In a similar way John Daly reveals sequences in the pastoral. To me, there is something more reductive to this work that influences how I imagine the narrative of the landscape. When I look at these marks, I think of the artist in the studio trying to control the wetness of the paint and the scraping of tools against the canvas. The language of his actions inform the way we perceive these spaces. The gashes in the earth, damp earth blending with the sky. Individually these painting tell a story removed from time. Reading the titles, “Mooring IV” and “Mooring V”, informs us that there is more to the sequence, it alerts us to pay attention to details. There is an honesty to the plainer circle we see in each. Through the artists eyes we change elevation on a surface we cannot see, we see reflections, we are told to care about either the mountains or trees. The world outside of the canvas, and the thoughts behind the artists eyes are revealed.

What it is that we are exaggerating? We are not only posing this question to the artists, it is also a question we want you to think of when you are viewing the work. What is it that you believe in? What is it that you believe through the eyes of someone else? What is an image saying alone compared to a grouping? If each image is its own voice, can a grouping tell a larger story, in many voices?

I don’t want to give too much direction, or put limits of how we should look at the work, but instead take this opportunity to allow us to also experience the work in a new way.

Floating Shack, Traci Harmon-Hay

Floating Shack, Traci Harmon-Hay

When I look at Traci Harmon-Hay’s Floating Shack there is a lot to unpack. It was really fun for me to sit next to Mia while reviewing the work for the show, because we both had such different readings of this particular painting. It’s fun and serious, and honest and imaginative, all at the same time. It now stands out to me, because every time I look at it I am lead in different directions of thought, that started with Mia’s different interpretation.

It doesn’t feel fair to me and to the work, or your experience of viewing the work, to give way all my thoughts and interpretation. Instead, I will challenge you to experiment with how you read these images. How dose a mark or color in one image make you read a mark or color in another? Also, try to imagine them in other contexts. How might they relate to each other? How might their differences reveal something about them individually, as well as a whole.

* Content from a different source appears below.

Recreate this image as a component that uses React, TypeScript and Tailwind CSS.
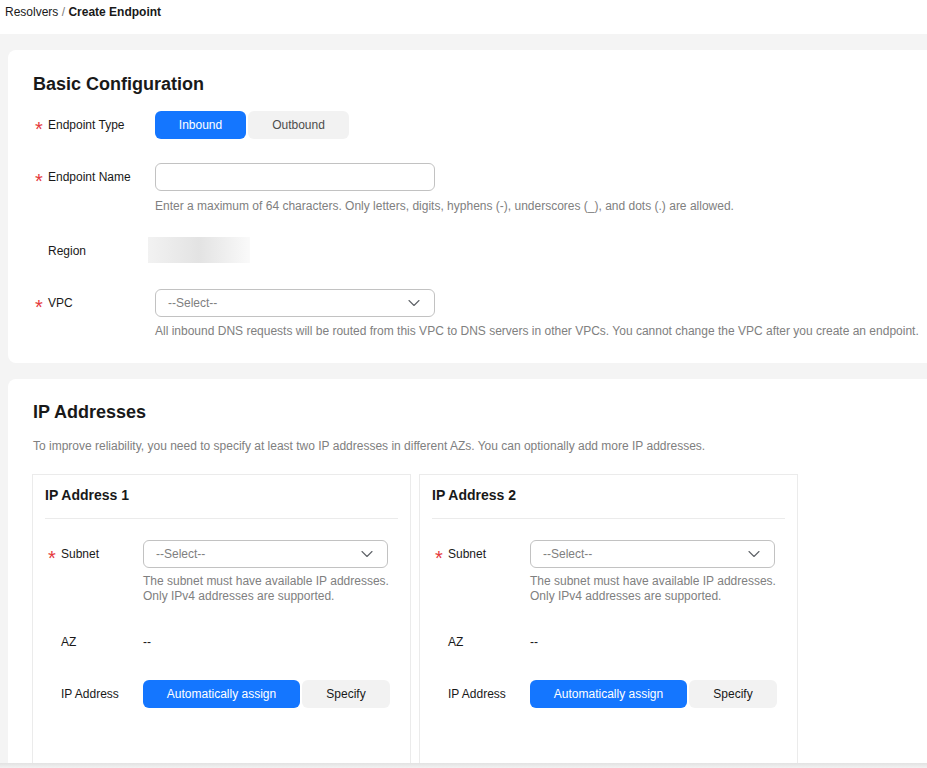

“Exaggerated: Not How I Remember It,” featuring the work of the Gallery’s Associate Members. The show of painting, photography, and mixed-media highlights the unique abilities of artists to interpret and tell stories. Through visual imagery, specific details of a story are either recalled or forgotten, brought to light or buried, minimized or exaggerated. These portrayals tell us not only their importance within a story, but also what is significant to the individual doing the telling. Artists have the ability to translate what they know through the language of art-making; what is remembered takes root in the act of creation. The duty of artists is to use their toolsets to reflect a distinct place, person, emotion, or story—muting some information while intentionally favoring aspects which become embedded as truths. In this, honesty equates to exaggeration. Artists: John Baker, Katherine Borkowski-Byrne, Robin Colodzin, John Daly, Linda DeStefano Brown, Traci Harmon-Hay, Nan Hass Feldman, Anita Loomis, Brigid McGivern, Pat Paxson, Anne Sargent Walker, and Tracy Spadafora.